When Russia rejected the ultimatum, the Ottomans declared war. Both empires raced to ready their army and navy for assaults on strategic choke points on the estuaries of the Bug and Dnieper rivers, as well as along the Dniester River and on the delta of the Danube. Fortresses were resupplied. Potemkin took personal command of an army of more than a hundred thousand men—a motley collection of noble officers, Cossacks, peasants impressed into a lifetime of military service, and even a hastily assembled cavalry of Jewish lancers.
7
Catherine’s triumph in the earlier war drew numerous soldiers of fortune to her cause in the second. Some were noble and well bred, like the prince de Ligne. Others were lowborn adventure-seekers. The war provided a chance not only to serve a successful Christian sovereign in the Orient, but also to profit from the wealth that the newly opened Black Sea seemed to offer. Both these inducements appealed to one famous mercenary: John Paul Jones, the naval hero of the American Revolution.

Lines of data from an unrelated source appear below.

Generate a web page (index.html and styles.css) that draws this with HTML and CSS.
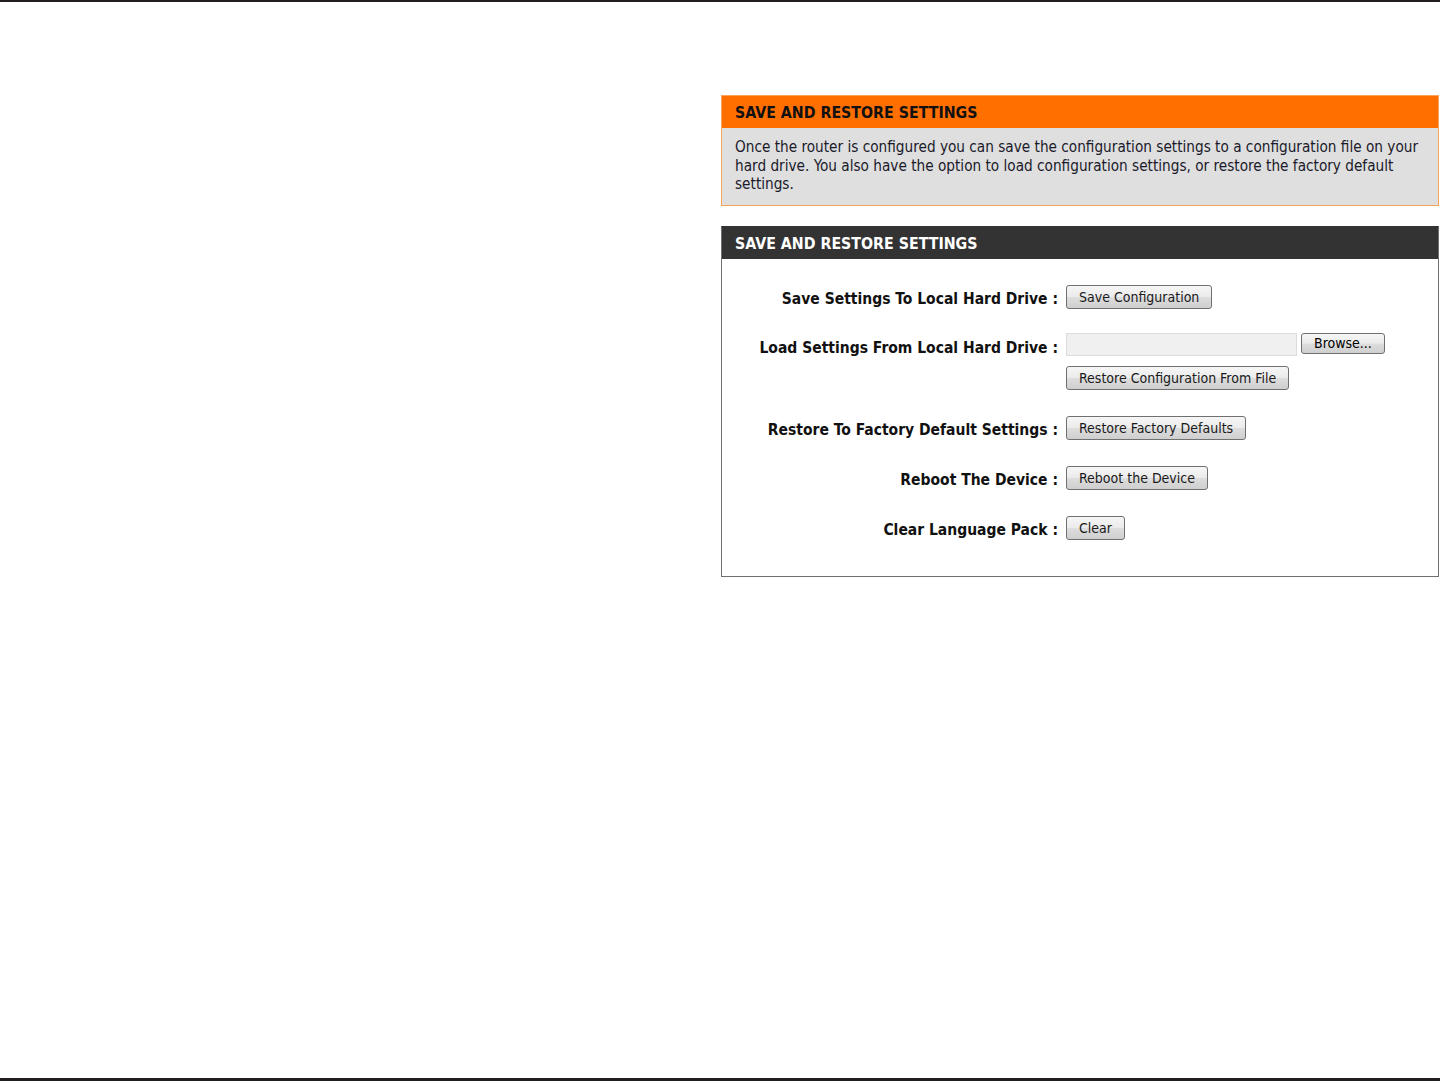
FILE: index.html
```html
<!DOCTYPE html>
<html>
<head>
<meta charset="utf-8">
<link rel="stylesheet" href="styles.css">
</head>
<body>
<div class="rule top"></div>
<div class="page">
  <div class="spacer"></div>
  <div class="content">
    <div class="box info">
      <div class="box-head orange">SAVE AND RESTORE SETTINGS</div>
      <div class="info-body">Once the router is configured you can save the configuration settings to a configuration file on your hard drive. You also have the option to load configuration settings, or restore the factory default settings.</div>
    </div>
    <div class="box settings">
      <div class="box-head dark">SAVE AND RESTORE SETTINGS</div>
      <div class="settings-body">
        <div class="row r1">
          <div class="label">Save Settings To Local Hard Drive&nbsp;:</div>
          <div class="ctrl"><button class="btn">Save Configuration</button></div>
        </div>
        <div class="row r2">
          <div class="label load">Load Settings From Local Hard Drive&nbsp;:</div>
          <div class="ctrl">
            <div class="file-line"><span class="file-field"></span><button class="btn browse">Browse...</button></div>
            <button class="btn restore-file">Restore Configuration From File</button>
          </div>
        </div>
        <div class="row">
          <div class="label">Restore To Factory Default Settings&nbsp;:</div>
          <div class="ctrl"><button class="btn">Restore Factory Defaults</button></div>
        </div>
        <div class="row">
          <div class="label">Reboot The Device&nbsp;:</div>
          <div class="ctrl"><button class="btn">Reboot the Device</button></div>
        </div>
        <div class="row">
          <div class="label">Clear Language Pack&nbsp;:</div>
          <div class="ctrl"><button class="btn">Clear</button></div>
        </div>
      </div>
    </div>
  </div>
</div>
<div class="rule bottom"></div>
</body>
</html>
```
FILE: styles.css
```css
html, body {
  margin: 0;
  padding: 0;
  background: #fff;
}
body {
  font-family: "DejaVu Sans Condensed", "DejaVu Sans", sans-serif;
  color: #000;
  width: 1441px;
  height: 1081px;
  display: flex;
  flex-direction: column;
  overflow: hidden;
}
.rule {
  background: #231f20;
  width: 1440px;
}
.rule.top { height: 2px; }
.rule.bottom { height: 3px; margin-top: auto; }
.page {
  display: flex;
  flex: 1;
}
.spacer { width: 721px; }
.content {
  width: 718px;
  padding-top: 93px;
}
.box {
  box-sizing: border-box;
  width: 718px;
}
.info {
  border: 1px solid #f8a25a;
  background: #dfdfdf;
}
.box-head {
  font-weight: bold;
  font-size: 15.8px;
  padding-left: 13px;
  height: 32px;
  line-height: 34px;
}
.box-head.orange {
  background: #ff6f00;
  color: #111;
}
.box-head.dark {
  background: #333333;
  color: #fff;
}
.info-body {
  font-size: 15.2px;
  line-height: 18.7px;
  color: #1a1a2a;
  padding: 10px 13px 10px 13px;
  height: 57px;
}
.settings {
  margin-top: 20px;
  border: 1px solid #707070;
  border-top-color: #333;
  background: #fff;
}
.settings-body {
  padding: 26px 0 36px 0;
  display: flex;
  flex-direction: column;
  gap: 26px;
}
.row {
  display: flex;
  align-items: center;
}
.row.r2 { align-items: flex-start; margin-top: -2px; }
.label {
  width: 336px;
  text-align: right;
  font-weight: bold;
  font-size: 15.5px;
  padding-right: 8px;
  padding-top: 3px;
  color: #111;
}
.label.load { padding-top: 6px; }
.ctrl {
  display: flex;
  flex-direction: column;
  gap: 10px;
}
.btn {
  font-family: "DejaVu Sans Condensed", "DejaVu Sans", sans-serif;
  font-size: 14px;
  color: #1a1a1a;
  height: 24px;
  padding: 0 12px;
  border: 1px solid #707070;
  border-radius: 3px;
  background: linear-gradient(#f6f6f6 0%, #ebebeb 48%, #dddddd 52%, #cfcfcf 100%);
  align-self: flex-start;
  line-height: 20px;
}
.file-line {
  display: flex;
  align-items: center;
  gap: 4px;
}
.file-field {
  display: block;
  width: 229px;
  height: 21px;
  background: #f0f0f0;
  border: 1px solid #dcdcdc;
}
.btn.browse {
  height: 21px;
  padding: 0 12px;
  font-size: 14px;
  color: #000;
  line-height: 17px;
}
```
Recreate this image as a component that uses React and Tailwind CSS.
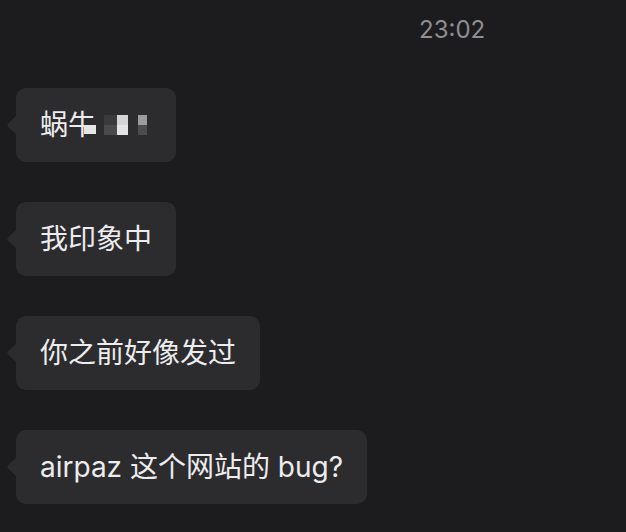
import React from 'react';

const messages = [
  { id: 1, mosaic: true },
  { id: 2, text: '我印象中' },
  { id: 3, text: '你之前好像发过' },
  { id: 4, text: 'airpaz 这个网站的 bug?' },
];

// little pointer on the left side of an incoming bubble
const Tail = () => (
  <svg className="absolute left-[-10px] top-[27px]" width="11" height="20" viewBox="0 0 11 20">
    <path d="M11 0 L11 20 L2 11.5 Q0.5 10 2 8.5 Z" fill="#2c2c2e" />
  </svg>
);

// blurred name: two glyphs then a pixelated strip
const MosaicName = () => (
  <div className="flex items-center">
    <span>蜗牛</span>
    <div className="relative flex h-[20px] items-stretch gap-[10px] pl-[8px] pr-[5px]">
      <div className="absolute left-[-12px] top-[10px] h-[9px] w-[12px] bg-[#e6e6e6]" />
      <div className="flex">
        <div className="flex w-[13px] flex-col">
          <div className="h-[10px] bg-[#3a3a3c]" />
          <div className="h-[10px] bg-[#4a4a4c]" />
        </div>
        <div className="flex w-[11px] flex-col">
          <div className="h-[10px] bg-[#d4d4d6]" />
          <div className="h-[10px] bg-[#e4e4e6]" />
        </div>
      </div>
      <div className="flex w-[9px] flex-col">
        <div className="h-[10px] bg-[#9c9c9e]" />
        <div className="h-[10px] bg-[#4c4c4e]" />
      </div>
    </div>
  </div>
);

export default function App() {
  return (
    <div
      className="w-[626px] h-[532px] bg-[#1c1c1e] overflow-hidden"
      style={{ fontFamily: 'Inter, "Noto Sans CJK SC", sans-serif' }}
    >
      <div className="pt-[16px] pl-[419px] text-[24px] leading-[28px] text-[#8e8e93]">23:02</div>
      <div className="flex flex-col items-start gap-[40px] pt-[44px] pl-[16px]">
        {messages.map((m) => (
          <div
            key={m.id}
            className="relative flex h-[74px] items-center rounded-[10px] bg-[#2c2c2e] px-[24px] text-[28px] text-[#ececee]"
          >
            <Tail />
            {m.mosaic ? <MosaicName /> : <span>{m.text}</span>}
          </div>
        ))}
      </div>
    </div>
  );
}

His work for the newly independent United States now finished, Jones traveled eastward to serve as commander of a Russian squadron in engagements with the Ottoman navy. Jones had made his reputation in America through a series of successful attacks on British warships; he is today revered as the founding father of the U.S. Navy, his remains encased in a lavish shrine in Annapolis, Maryland. But Potemkin was unimpressed. “This man is unfit to lead: he’s slow, lacks zeal and is perhaps even afraid of the Turks,” he wrote to Catherine. “He’s new at this business, has neglected his entire crew and is good for nothing: not knowing the language, he can neither give nor comprehend orders.”
8

Jones had been a brilliantly successful captain in the Atlantic, but his skills were essentially those of a pirate: the ability to lead a small contingent of men aboard a single ship in order to confront a single adversary. His abilities as a commander in a more complex struggle—especially among the haughty, intrigue-ridden, and multilingual European officer corps into which he had placed himself—were questionable. “Jones was very famous as a corsair, but I fear that at the head of a squadron he is rather out of place,” wrote Charles of Nassau-Siegen, another foreign officer in Catherine’s employ.
9
Jones reacted petulantly to any perceived slight from his aristocratic brother-officers and spent much of his time in Russia arguing over rank and chain of command. “Never, probably, did any commanding officer commence service under circumstances more painful,” Jones complained. “My firmness and integrity have supported me against those detestable snares laid by my enemies for my ruin.”
10

Whatever reputation Jones managed to salvage from his Russia years was in large part owed to the good judgment, operational savvy, and decorum of one of his lieutenants, another mercenary named José de Ribas. During the war with the Ottomans, de Ribas proved far more adept than the storied American captain at securing his fortune on the Russo-Turkish frontier, as well as his place in history as Odessa’s true founding father. His mixed background and improvised life were emblematic of the city he helped to establish.